Portuguese workers strike to protest government policies

On May 30, the General Confederation of Portuguese Workers staged a 24-hour national strike to protest the economic reforms being introduced by the Socialist Party government of Prime Minister Jose Socrates. The federation represents around 800,000 workers. The second largest trade union federation refused to support the strike.

The action had a widespread impact, affecting subway services in the capital Lisbon and ferry services into the city from across the River Tagus. Many public sector workers struck, including staff in government offices, refuse workers, postal staff, schoolteachers and health workers.
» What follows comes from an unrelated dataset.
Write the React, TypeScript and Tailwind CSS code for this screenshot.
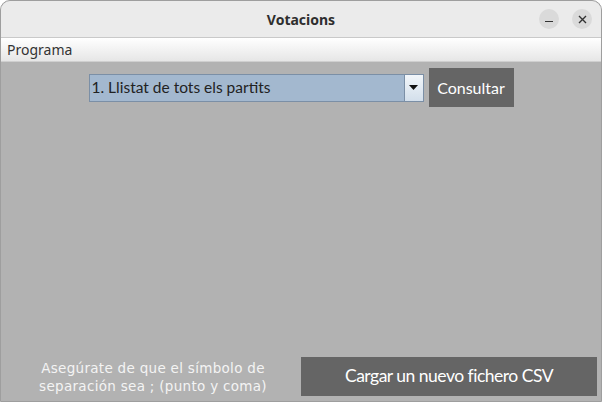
const App = () => {
  return (
    <div className="w-[602px] h-[402px] overflow-hidden bg-[#b2b2b2] flex flex-col rounded-t-[10px] border border-[#9e9e9e] font-['Noto_Sans',sans-serif]">
      {/* Title bar */}
      <div className="h-[37px] shrink-0 bg-[#ebebeb] border-b border-[#c9c9c9] relative flex items-center justify-center">
        <span className="text-[14px] font-bold text-[#2e2e2e] font-['Noto_Sans',sans-serif]">Votacions</span>
        <div className="absolute right-[9px] top-[8px] flex gap-[13px]">
          <button className="w-[20px] h-[20px] rounded-full bg-[#dadada] flex items-center justify-center">
            <span className="block w-[8px] h-[1.5px] bg-[#333] mt-[5px]"></span>
          </button>
          <button className="w-[20px] h-[20px] rounded-full bg-[#dadada] flex items-center justify-center">
            <svg width="9" height="9" viewBox="0 0 9 9">
              <path d="M1 1L8 8M8 1L1 8" stroke="#333" strokeWidth="1.4" />
            </svg>
          </button>
        </div>
      </div>

      {/* Menu bar */}
      <div className="h-[24px] shrink-0 bg-gradient-to-b from-[#ffffff] to-[#e6e6e6] border-b border-[#cfcfcf] flex items-center px-[6px]">
        <span className="text-[14px] text-[#333] leading-none">Programa</span>
      </div>

      {/* Content */}
      <div className="flex-1 flex flex-col px-[4px] pb-[5px]">
        <div className="flex justify-center items-center gap-[5px] pt-[6px]">
          <div className="w-[335px] h-[28px] flex border border-[#7b8fa6] bg-[#a3b8cf]">
            <div className="flex-1 flex items-center px-[2px] text-[15.5px] text-[#222] font-['Lato',sans-serif]">
              1. Llistat de tots els partits
            </div>
            <div className="w-[19px] border-l border-[#7b8fa6] bg-gradient-to-b from-[#f2f6fa] to-[#d3dfeb] flex items-center justify-center">
              <svg width="9" height="5" viewBox="0 0 9 5">
                <path d="M0 0H9L4.5 5Z" fill="#111" />
              </svg>
            </div>
          </div>
          <button className="w-[85px] h-[39px] bg-[#656565] text-white text-[16px] font-['Lato',sans-serif]">
            Consultar
          </button>
        </div>

        <div className="flex-1"></div>

        <div className="flex items-center">
          <div className="w-[296px] text-center text-[13.5px] leading-[18px] text-[#f4f4f4] tracking-[0.3px] font-['DejaVu_Sans',sans-serif]">
            Asegúrate de que el símbolo de
            <br />
            separación sea ; (punto y coma)
          </div>
          <button className="w-[296px] h-[39px] bg-[#656565] text-white text-[17.5px] tracking-[-0.5px] font-['Lato',sans-serif]">
            Cargar un nuevo fichero CSV
          </button>
        </div>
      </div>
    </div>
  )
}

export default App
Dozens of airline flights were also cancelled.

The government is seeking to slash public spending and to make it easier to hire and fire workers. This is under conditions in which the unemployment rate is currently more than 8.4 percent, the highest rate in 21 years. Since the election of the government two years ago, welfare benefits have been reduced for state sector employees and the retirement age increased. Taxes have also been raised in an effort to increase revenue. Portugal’s budget deficit is the highest of the 13 countries using the euro. It also has the lowest rate of economic growth of any European country, at just 1.3 percent.

The government has faced a series of workers’ protests and strikes over the last year in opposition to its policies, including a 100,000-strong demonstration in Lisbon last December.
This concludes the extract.